Exercise instructions — Write out the material exactly. Do not include the pictures.

Data segment —
○ ○ ○ ○

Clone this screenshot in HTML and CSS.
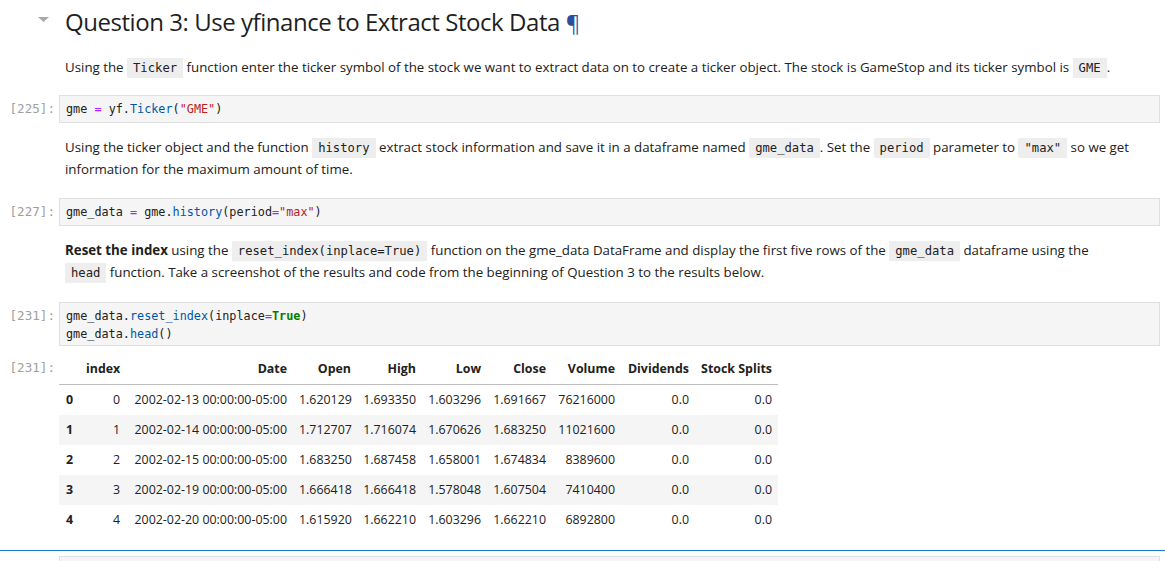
FILE: index.html
```html
<!DOCTYPE html>
<html>
<head>
<meta charset="utf-8">
<link rel="stylesheet" href="styles.css">
</head>
<body>
<div class="notebook">
  <div class="cell heading-cell">
    <div class="prompt"><svg class="collapser" width="11" height="5" viewBox="0 0 11 5"><polygon points="0,0 11,0 5.5,5" fill="#a8a8a8"/></svg></div>
    <div class="content"><h2>Question 3: Use yfinance to Extract Stock Data <a class="anchor">¶</a></h2></div>
  </div>

  <div class="cell md md1">
    <div class="prompt"></div>
    <div class="content"><p>Using the <code>Ticker</code> function enter the ticker symbol of the stock we want to extract data on to create a ticker object. The stock is GameStop and its ticker symbol is <code>GME</code>.</p></div>
  </div>

  <div class="cell code code1">
    <div class="prompt">[225]:</div>
    <div class="editor"><pre>gme <span class="op">=</span> yf.<span class="prop">Ticker</span>(<span class="str">"GME"</span>)</pre></div>
  </div>

  <div class="cell md md2">
    <div class="prompt"></div>
    <div class="content"><p>Using the ticker object and the function <code>history</code> extract stock information and save it in a dataframe named <code>gme_data</code>. Set the <code>period</code> parameter to <code>"max"</code> so we get information for the maximum amount of time.</p></div>
  </div>

  <div class="cell code code2">
    <div class="prompt">[227]:</div>
    <div class="editor"><pre>gme_data <span class="op">=</span> gme.<span class="prop">history</span>(period<span class="op">=</span><span class="str">"max"</span>)</pre></div>
  </div>

  <div class="cell md md3">
    <div class="prompt"></div>
    <div class="content"><p><strong>Reset the index</strong> using the <code>reset_index(inplace=True)</code> function on the gme_data DataFrame and display the first five rows of the <code>gme_data</code> dataframe using the <code>head</code> function. Take a screenshot of the results and code from the beginning of Question 3 to the results below.</p></div>
  </div>

  <div class="cell code code3">
    <div class="prompt">[231]:</div>
    <div class="editor"><div class="line">gme_data.<span class="prop">reset_index</span>(inplace<span class="op">=</span><span class="kw">True</span>)</div><div class="line">gme_data.<span class="prop">head</span>()</div></div>
  </div>

  <div class="cell output">
    <div class="prompt out-prompt">[231]:</div>
    <div class="out-content">
      <table class="df">
        <colgroup>
          <col class="c-rh"><col class="c-idx"><col class="c-date"><col class="c-open"><col class="c-high"><col class="c-low"><col class="c-close"><col class="c-vol"><col class="c-div"><col class="c-split">
        </colgroup>
        <thead>
          <tr><th></th><th>index</th><th>Date</th><th>Open</th><th>High</th><th>Low</th><th>Close</th><th>Volume</th><th>Dividends</th><th>Stock Splits</th></tr>
        </thead>
        <tbody>
          <tr><th>0</th><td>0</td><td>2002-02-13 00:00:00-05:00</td><td>1.620129</td><td>1.693350</td><td>1.603296</td><td>1.691667</td><td>76216000</td><td>0.0</td><td>0.0</td></tr>
          <tr><th>1</th><td>1</td><td>2002-02-14 00:00:00-05:00</td><td>1.712707</td><td>1.716074</td><td>1.670626</td><td>1.683250</td><td>11021600</td><td>0.0</td><td>0.0</td></tr>
          <tr><th>2</th><td>2</td><td>2002-02-15 00:00:00-05:00</td><td>1.683250</td><td>1.687458</td><td>1.658001</td><td>1.674834</td><td>8389600</td><td>0.0</td><td>0.0</td></tr>
          <tr><th>3</th><td>3</td><td>2002-02-19 00:00:00-05:00</td><td>1.666418</td><td>1.666418</td><td>1.578048</td><td>1.607504</td><td>7410400</td><td>0.0</td><td>0.0</td></tr>
          <tr><th>4</th><td>4</td><td>2002-02-20 00:00:00-05:00</td><td>1.615920</td><td>1.662210</td><td>1.603296</td><td>1.662210</td><td>6892800</td><td>0.0</td><td>0.0</td></tr>
        </tbody>
      </table>
    </div>
  </div>

  <div class="active-line"></div>
  <div class="cell code next">
    <div class="prompt"></div>
    <div class="editor empty"></div>
  </div>
</div>
</body>
</html>
```

FILE: styles.css
```css
html, body {
  margin: 0;
  padding: 0;
  background: #ffffff;
  overflow: hidden;
}
body {
  font-family: "Open Sans", "Noto Sans", sans-serif;
  color: #212121;
  font-size: 13.3px;
}
.notebook {
  padding-right: 5px;
}
.cell {
  display: flex;
  align-items: flex-start;
}
.prompt {
  flex: 0 0 59px;
  width: 59px;
  box-sizing: border-box;
  padding-right: 4px;
  text-align: right;
  font-family: "DejaVu Sans Mono", monospace;
  font-size: 12.6px;
  color: #a0a0a0;
  line-height: 18px;
  white-space: nowrap;
}
.content {
  flex: 1;
  padding-left: 6px;
  padding-right: 27px;
}
.heading-cell .prompt {
  padding-top: 17px;
  padding-right: 10px;
}
.collapser {
  display: block;
  margin-left: auto;
}
h2 {
  margin: 6px 0 0 0;
  font-size: 24px;
  letter-spacing: -0.45px;
  line-height: 32px;
  font-weight: 400;
  color: #1f1f1f;
}
.anchor {
  color: #2c4ea0;
  font-size: 22px;
  text-decoration: none;
  letter-spacing: 0;
}
p {
  margin: 0;
  line-height: 22.5px;
}
strong { font-weight: 700; }
code {
  font-family: "DejaVu Sans Mono", monospace;
  font-size: 12.2px;
  line-height: 1;
  background: #eeeeee;
  padding: 3px 6px;
  color: #212121;
}
.md1 { margin-top: 18px; }
.code1 { margin-top: 16px; }
.md2 { margin-top: 13px; }
.code2 { margin-top: 17px; }
.md3 { margin-top: 13px; }
.code3 { margin-top: 18px; }
.code .prompt {
  padding-top: 5px;
}
.editor {
  flex: 1;
  background: #f5f5f5;
  border: 1px solid #e0e0e0;
  padding: 4px 6px;
  min-width: 0;
}
.editor pre, .editor .line {
  margin: 0;
  font-family: "DejaVu Sans Mono", monospace;
  font-size: 11.8px;
  line-height: 18px;
  height: 18px;
  color: #212121;
  white-space: pre;
}
.code3 .editor {
  padding-bottom: 2px;
}
.op { color: #aa22ff; }
.prop { color: #0055aa; }
.str { color: #ba2121; }
.kw { color: #008000; font-weight: 700; }

.output { margin-top: 8px; }
.out-prompt {
  padding-top: 5px;
}
.out-content { flex: 1; }
.df {
  border-collapse: collapse;
  table-layout: fixed;
  width: 719px;
  font-size: 12.4px;
  color: #212121;
}
.c-rh { width: 21px; }
.c-idx { width: 46px; }
.c-date { width: 167px; }
.c-open { width: 64px; }
.c-high { width: 65px; }
.c-low { width: 65px; }
.c-close { width: 65px; }
.c-vol { width: 69px; }
.c-div { width: 74px; }
.c-split { width: 83px; }
.df th, .df td {
  padding: 6px 6px;
  line-height: 18px;
  text-align: right;
  white-space: nowrap;
  overflow: visible;
}
.df thead th {
  font-weight: 700;
  border-bottom: 1px solid #bdbdbd;
  height: 17px;
}
.df tbody th {
  text-align: left;
  font-weight: 700;
  padding-left: 7px;
}
.df tbody tr:nth-child(even) {
  background: #f5f5f5;
}
.active-line {
  margin-top: 15.5px;
  height: 1px;
  background: #1976d2;
  margin-right: -5px;
}
.next { margin-top: 5px; }
.editor.empty {
  height: 40px;
}
```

○ ○ ○ ○

Reply —
Clone this screenshot in HTML and CSS.
FILE: index.html
```html
<!DOCTYPE html>
<html>
<head>
<meta charset="utf-8">
<link rel="stylesheet" href="styles.css">
</head>
<body>
<div class="notebook">
  <div class="cell heading-cell">
    <div class="prompt"><svg class="collapser" width="11" height="5" viewBox="0 0 11 5"><polygon points="0,0 11,0 5.5,5" fill="#a8a8a8"/></svg></div>
    <div class="content"><h2>Question 3: Use yfinance to Extract Stock Data <a class="anchor">¶</a></h2></div>
  </div>

  <div class="cell md md1">
    <div class="prompt"></div>
    <div class="content"><p>Using the <code>Ticker</code> function enter the ticker symbol of the stock we want to extract data on to create a ticker object. The stock is GameStop and its ticker symbol is <code>GME</code>.</p></div>
  </div>

  <div class="cell code code1">
    <div class="prompt">[225]:</div>
    <div class="editor"><pre>gme <span class="op">=</span> yf.<span class="prop">Ticker</span>(<span class="str">"GME"</span>)</pre></div>
  </div>

  <div class="cell md md2">
    <div class="prompt"></div>
    <div class="content"><p>Using the ticker object and the function <code>history</code> extract stock information and save it in a dataframe named <code>gme_data</code>. Set the <code>period</code> parameter to <code>"max"</code> so we get information for the maximum amount of time.</p></div>
  </div>

  <div class="cell code code2">
    <div class="prompt">[227]:</div>
    <div class="editor"><pre>gme_data <span class="op">=</span> gme.<span class="prop">history</span>(period<span class="op">=</span><span class="str">"max"</span>)</pre></div>
  </div>

  <div class="cell md md3">
    <div class="prompt"></div>
    <div class="content"><p><strong>Reset the index</strong> using the <code>reset_index(inplace=True)</code> function on the gme_data DataFrame and display the first five rows of the <code>gme_data</code> dataframe using the <code>head</code> function. Take a screenshot of the results and code from the beginning of Question 3 to the results below.</p></div>
  </div>

  <div class="cell code code3">
    <div class="prompt">[231]:</div>
    <div class="editor"><div class="line">gme_data.<span class="prop">reset_index</span>(inplace<span class="op">=</span><span class="kw">True</span>)</div><div class="line">gme_data.<span class="prop">head</span>()</div></div>
  </div>

  <div class="cell output">
    <div class="prompt out-prompt">[231]:</div>
    <div class="out-content">
      <table class="df">
        <colgroup>
          <col class="c-rh"><col class="c-idx"><col class="c-date"><col class="c-open"><col class="c-high"><col class="c-low"><col class="c-close"><col class="c-vol"><col class="c-div"><col class="c-split">
        </colgroup>
        <thead>
          <tr><th></th><th>index</th><th>Date</th><th>Open</th><th>High</th><th>Low</th><th>Close</th><th>Volume</th><th>Dividends</th><th>Stock Splits</th></tr>
        </thead>
        <tbody>
          <tr><th>0</th><td>0</td><td>2002-02-13 00:00:00-05:00</td><td>1.620129</td><td>1.693350</td><td>1.603296</td><td>1.691667</td><td>76216000</td><td>0.0</td><td>0.0</td></tr>
          <tr><th>1</th><td>1</td><td>2002-02-14 00:00:00-05:00</td><td>1.712707</td><td>1.716074</td><td>1.670626</td><td>1.683250</td><td>11021600</td><td>0.0</td><td>0.0</td></tr>
          <tr><th>2</th><td>2</td><td>2002-02-15 00:00:00-05:00</td><td>1.683250</td><td>1.687458</td><td>1.658001</td><td>1.674834</td><td>8389600</td><td>0.0</td><td>0.0</td></tr>
          <tr><th>3</th><td>3</td><td>2002-02-19 00:00:00-05:00</td><td>1.666418</td><td>1.666418</td><td>1.578048</td><td>1.607504</td><td>7410400</td><td>0.0</td><td>0.0</td></tr>
          <tr><th>4</th><td>4</td><td>2002-02-20 00:00:00-05:00</td><td>1.615920</td><td>1.662210</td><td>1.603296</td><td>1.662210</td><td>6892800</td><td>0.0</td><td>0.0</td></tr>
        </tbody>
      </table>
    </div>
  </div>

  <div class="active-line"></div>
  <div class="cell code next">
    <div class="prompt"></div>
    <div class="editor empty"></div>
  </div>
</div>
</body>
</html>
```

FILE: styles.css
```css
html, body {
  margin: 0;
  padding: 0;
  background: #ffffff;
  overflow: hidden;
}
body {
  font-family: "Open Sans", "Noto Sans", sans-serif;
  color: #212121;
  font-size: 13.3px;
}
.notebook {
  padding-right: 5px;
}
.cell {
  display: flex;
  align-items: flex-start;
}
.prompt {
  flex: 0 0 59px;
  width: 59px;
  box-sizing: border-box;
  padding-right: 4px;
  text-align: right;
  font-family: "DejaVu Sans Mono", monospace;
  font-size: 12.6px;
  color: #a0a0a0;
  line-height: 18px;
  white-space: nowrap;
}
.content {
  flex: 1;
  padding-left: 6px;
  padding-right: 27px;
}
.heading-cell .prompt {
  padding-top: 17px;
  padding-right: 10px;
}
.collapser {
  display: block;
  margin-left: auto;
}
h2 {
  margin: 6px 0 0 0;
  font-size: 24px;
  letter-spacing: -0.45px;
  line-height: 32px;
  font-weight: 400;
  color: #1f1f1f;
}
.anchor {
  color: #2c4ea0;
  font-size: 22px;
  text-decoration: none;
  letter-spacing: 0;
}
p {
  margin: 0;
  line-height: 22.5px;
}
strong { font-weight: 700; }
code {
  font-family: "DejaVu Sans Mono", monospace;
  font-size: 12.2px;
  line-height: 1;
  background: #eeeeee;
  padding: 3px 6px;
  color: #212121;
}
.md1 { margin-top: 18px; }
.code1 { margin-top: 16px; }
.md2 { margin-top: 13px; }
.code2 { margin-top: 17px; }
.md3 { margin-top: 13px; }
.code3 { margin-top: 18px; }
.code .prompt {
  padding-top: 5px;
}
.editor {
  flex: 1;
  background: #f5f5f5;
  border: 1px solid #e0e0e0;
  padding: 4px 6px;
  min-width: 0;
}
.editor pre, .editor .line {
  margin: 0;
  font-family: "DejaVu Sans Mono", monospace;
  font-size: 11.8px;
  line-height: 18px;
  height: 18px;
  color: #212121;
  white-space: pre;
}
.code3 .editor {
  padding-bottom: 2px;
}
.op { color: #aa22ff; }
.prop { color: #0055aa; }
.str { color: #ba2121; }
.kw { color: #008000; font-weight: 700; }

.output { margin-top: 8px; }
.out-prompt {
  padding-top: 5px;
}
.out-content { flex: 1; }
.df {
  border-collapse: collapse;
  table-layout: fixed;
  width: 719px;
  font-size: 12.4px;
  color: #212121;
}
.c-rh { width: 21px; }
.c-idx { width: 46px; }
.c-date { width: 167px; }
.c-open { width: 64px; }
.c-high { width: 65px; }
.c-low { width: 65px; }
.c-close { width: 65px; }
.c-vol { width: 69px; }
.c-div { width: 74px; }
.c-split { width: 83px; }
.df th, .df td {
  padding: 6px 6px;
  line-height: 18px;
  text-align: right;
  white-space: nowrap;
  overflow: visible;
}
.df thead th {
  font-weight: 700;
  border-bottom: 1px solid #bdbdbd;
  height: 17px;
}
.df tbody th {
  text-align: left;
  font-weight: 700;
  padding-left: 7px;
}
.df tbody tr:nth-child(even) {
  background: #f5f5f5;
}
.active-line {
  margin-top: 15.5px;
  height: 1px;
  background: #1976d2;
  margin-right: -5px;
}
.next { margin-top: 5px; }
.editor.empty {
  height: 40px;
}
```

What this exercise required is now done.